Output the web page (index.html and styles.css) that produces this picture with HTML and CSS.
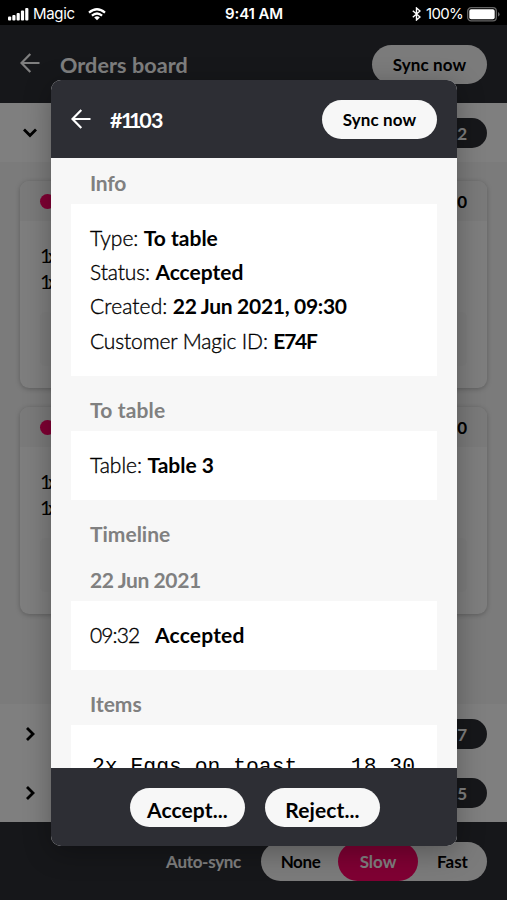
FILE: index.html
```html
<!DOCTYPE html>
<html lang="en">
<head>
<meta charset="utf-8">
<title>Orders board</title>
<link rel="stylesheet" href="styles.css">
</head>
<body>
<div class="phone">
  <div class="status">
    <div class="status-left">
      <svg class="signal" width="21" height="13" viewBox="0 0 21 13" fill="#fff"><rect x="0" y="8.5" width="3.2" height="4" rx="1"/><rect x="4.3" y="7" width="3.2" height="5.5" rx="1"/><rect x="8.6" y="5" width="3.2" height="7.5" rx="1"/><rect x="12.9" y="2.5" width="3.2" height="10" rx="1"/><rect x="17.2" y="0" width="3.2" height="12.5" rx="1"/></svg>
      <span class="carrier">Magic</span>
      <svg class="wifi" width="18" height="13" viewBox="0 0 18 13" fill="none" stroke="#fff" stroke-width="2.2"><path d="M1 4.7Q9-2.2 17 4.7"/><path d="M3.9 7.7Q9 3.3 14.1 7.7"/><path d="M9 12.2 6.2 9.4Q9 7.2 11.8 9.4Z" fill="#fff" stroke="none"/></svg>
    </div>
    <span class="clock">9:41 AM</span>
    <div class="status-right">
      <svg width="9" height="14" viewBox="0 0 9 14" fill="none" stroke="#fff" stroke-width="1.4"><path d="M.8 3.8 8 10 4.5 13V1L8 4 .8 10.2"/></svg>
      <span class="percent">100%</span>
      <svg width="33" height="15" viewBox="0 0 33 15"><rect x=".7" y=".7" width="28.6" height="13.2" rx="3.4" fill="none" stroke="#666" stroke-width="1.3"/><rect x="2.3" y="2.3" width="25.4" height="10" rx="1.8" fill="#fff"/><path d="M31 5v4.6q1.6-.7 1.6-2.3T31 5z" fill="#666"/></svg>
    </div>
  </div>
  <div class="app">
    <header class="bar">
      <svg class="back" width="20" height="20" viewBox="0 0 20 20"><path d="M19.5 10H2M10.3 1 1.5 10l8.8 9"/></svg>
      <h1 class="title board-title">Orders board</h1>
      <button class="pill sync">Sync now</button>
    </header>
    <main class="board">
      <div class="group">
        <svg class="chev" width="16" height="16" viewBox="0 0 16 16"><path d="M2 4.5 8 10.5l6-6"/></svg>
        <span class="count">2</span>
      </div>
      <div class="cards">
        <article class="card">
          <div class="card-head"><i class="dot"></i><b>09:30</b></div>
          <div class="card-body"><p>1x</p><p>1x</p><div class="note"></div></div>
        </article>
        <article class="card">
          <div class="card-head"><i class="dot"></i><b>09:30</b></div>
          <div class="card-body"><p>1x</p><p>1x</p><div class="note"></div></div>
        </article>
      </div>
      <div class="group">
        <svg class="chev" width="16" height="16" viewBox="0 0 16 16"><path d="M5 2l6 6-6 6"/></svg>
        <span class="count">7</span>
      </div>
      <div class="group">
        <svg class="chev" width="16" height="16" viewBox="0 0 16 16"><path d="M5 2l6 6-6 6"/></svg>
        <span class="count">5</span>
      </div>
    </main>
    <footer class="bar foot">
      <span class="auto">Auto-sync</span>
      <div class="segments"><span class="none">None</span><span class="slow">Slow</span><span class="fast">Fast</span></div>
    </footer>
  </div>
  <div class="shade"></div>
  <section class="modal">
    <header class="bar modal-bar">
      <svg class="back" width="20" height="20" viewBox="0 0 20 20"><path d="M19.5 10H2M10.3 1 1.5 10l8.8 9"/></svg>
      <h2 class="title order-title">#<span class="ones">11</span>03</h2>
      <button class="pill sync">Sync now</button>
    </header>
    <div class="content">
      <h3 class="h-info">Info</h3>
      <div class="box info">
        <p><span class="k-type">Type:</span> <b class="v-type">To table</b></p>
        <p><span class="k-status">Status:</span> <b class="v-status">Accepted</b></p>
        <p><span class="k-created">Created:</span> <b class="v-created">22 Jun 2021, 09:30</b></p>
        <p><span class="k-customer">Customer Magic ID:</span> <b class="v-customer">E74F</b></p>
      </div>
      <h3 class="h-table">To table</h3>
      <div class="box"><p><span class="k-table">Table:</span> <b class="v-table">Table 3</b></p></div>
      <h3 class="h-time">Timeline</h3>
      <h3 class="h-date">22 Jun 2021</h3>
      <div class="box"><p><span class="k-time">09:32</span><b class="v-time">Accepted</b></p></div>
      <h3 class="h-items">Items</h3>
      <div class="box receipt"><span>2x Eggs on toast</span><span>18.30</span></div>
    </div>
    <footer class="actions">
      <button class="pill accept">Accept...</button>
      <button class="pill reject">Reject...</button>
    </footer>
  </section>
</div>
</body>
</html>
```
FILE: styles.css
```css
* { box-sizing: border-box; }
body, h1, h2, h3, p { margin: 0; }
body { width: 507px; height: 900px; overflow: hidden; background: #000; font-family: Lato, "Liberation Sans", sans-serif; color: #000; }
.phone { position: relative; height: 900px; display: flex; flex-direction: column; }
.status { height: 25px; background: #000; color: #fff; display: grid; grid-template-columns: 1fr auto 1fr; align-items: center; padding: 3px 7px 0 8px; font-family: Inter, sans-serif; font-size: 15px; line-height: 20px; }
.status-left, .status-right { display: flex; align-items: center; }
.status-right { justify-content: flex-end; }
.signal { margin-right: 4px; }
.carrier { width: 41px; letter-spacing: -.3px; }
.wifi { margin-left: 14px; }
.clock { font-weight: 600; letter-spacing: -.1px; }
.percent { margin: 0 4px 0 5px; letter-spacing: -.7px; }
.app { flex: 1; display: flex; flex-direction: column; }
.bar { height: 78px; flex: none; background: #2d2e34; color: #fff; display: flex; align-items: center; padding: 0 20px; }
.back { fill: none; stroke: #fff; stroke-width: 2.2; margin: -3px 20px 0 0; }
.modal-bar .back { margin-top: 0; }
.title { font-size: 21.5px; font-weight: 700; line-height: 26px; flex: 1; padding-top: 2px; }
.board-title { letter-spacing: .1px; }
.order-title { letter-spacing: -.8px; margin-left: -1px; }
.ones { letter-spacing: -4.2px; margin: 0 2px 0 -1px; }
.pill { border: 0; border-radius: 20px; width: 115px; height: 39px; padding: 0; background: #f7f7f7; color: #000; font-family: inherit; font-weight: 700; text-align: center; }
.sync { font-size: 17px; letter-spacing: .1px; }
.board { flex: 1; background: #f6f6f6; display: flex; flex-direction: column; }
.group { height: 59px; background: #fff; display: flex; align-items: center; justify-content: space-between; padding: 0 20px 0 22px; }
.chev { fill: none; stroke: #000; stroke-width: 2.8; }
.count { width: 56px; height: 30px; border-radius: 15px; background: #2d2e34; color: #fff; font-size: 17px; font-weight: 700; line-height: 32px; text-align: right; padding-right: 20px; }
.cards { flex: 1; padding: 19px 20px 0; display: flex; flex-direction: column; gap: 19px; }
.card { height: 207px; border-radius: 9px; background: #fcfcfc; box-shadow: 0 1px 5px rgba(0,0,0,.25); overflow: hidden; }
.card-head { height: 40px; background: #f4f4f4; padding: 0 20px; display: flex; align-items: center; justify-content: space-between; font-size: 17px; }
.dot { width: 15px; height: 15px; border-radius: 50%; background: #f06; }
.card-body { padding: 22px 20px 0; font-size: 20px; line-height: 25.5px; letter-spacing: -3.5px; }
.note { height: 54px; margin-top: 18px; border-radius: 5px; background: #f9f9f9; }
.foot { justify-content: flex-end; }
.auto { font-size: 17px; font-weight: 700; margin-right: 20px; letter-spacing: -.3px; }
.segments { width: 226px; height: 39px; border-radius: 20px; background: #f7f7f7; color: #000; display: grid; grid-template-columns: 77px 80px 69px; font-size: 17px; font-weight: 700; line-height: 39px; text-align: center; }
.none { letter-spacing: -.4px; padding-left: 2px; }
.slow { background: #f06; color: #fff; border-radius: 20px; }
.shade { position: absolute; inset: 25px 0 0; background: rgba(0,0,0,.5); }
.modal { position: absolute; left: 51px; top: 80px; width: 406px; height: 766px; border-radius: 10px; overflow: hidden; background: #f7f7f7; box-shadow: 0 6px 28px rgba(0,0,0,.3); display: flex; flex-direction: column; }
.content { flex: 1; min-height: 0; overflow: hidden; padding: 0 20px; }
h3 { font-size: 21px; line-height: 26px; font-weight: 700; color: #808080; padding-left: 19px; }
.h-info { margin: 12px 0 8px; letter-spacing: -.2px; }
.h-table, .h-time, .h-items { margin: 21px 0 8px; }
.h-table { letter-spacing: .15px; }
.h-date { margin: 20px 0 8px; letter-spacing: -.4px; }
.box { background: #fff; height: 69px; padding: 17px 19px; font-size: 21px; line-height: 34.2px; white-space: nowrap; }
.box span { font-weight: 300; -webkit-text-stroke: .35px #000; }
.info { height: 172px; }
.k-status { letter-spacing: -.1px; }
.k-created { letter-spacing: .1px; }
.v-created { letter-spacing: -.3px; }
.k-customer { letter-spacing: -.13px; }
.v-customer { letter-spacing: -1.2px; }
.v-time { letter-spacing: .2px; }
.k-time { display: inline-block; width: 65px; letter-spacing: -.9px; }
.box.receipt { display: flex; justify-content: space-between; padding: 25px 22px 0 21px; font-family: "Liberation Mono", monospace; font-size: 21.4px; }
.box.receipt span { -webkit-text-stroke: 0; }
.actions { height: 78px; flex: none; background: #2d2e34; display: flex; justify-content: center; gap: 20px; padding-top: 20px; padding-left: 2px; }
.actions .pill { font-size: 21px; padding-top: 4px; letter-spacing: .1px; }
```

» **WORK TO COMPLETE**: Using the listing above, show every line that includes the string "styles".

» **SOLUTION TO THIS PROBLEM**:
Output the web page (index.html and styles.css) that produces this picture with HTML and CSS.
<link rel="stylesheet" href="styles.css">
FILE: styles.css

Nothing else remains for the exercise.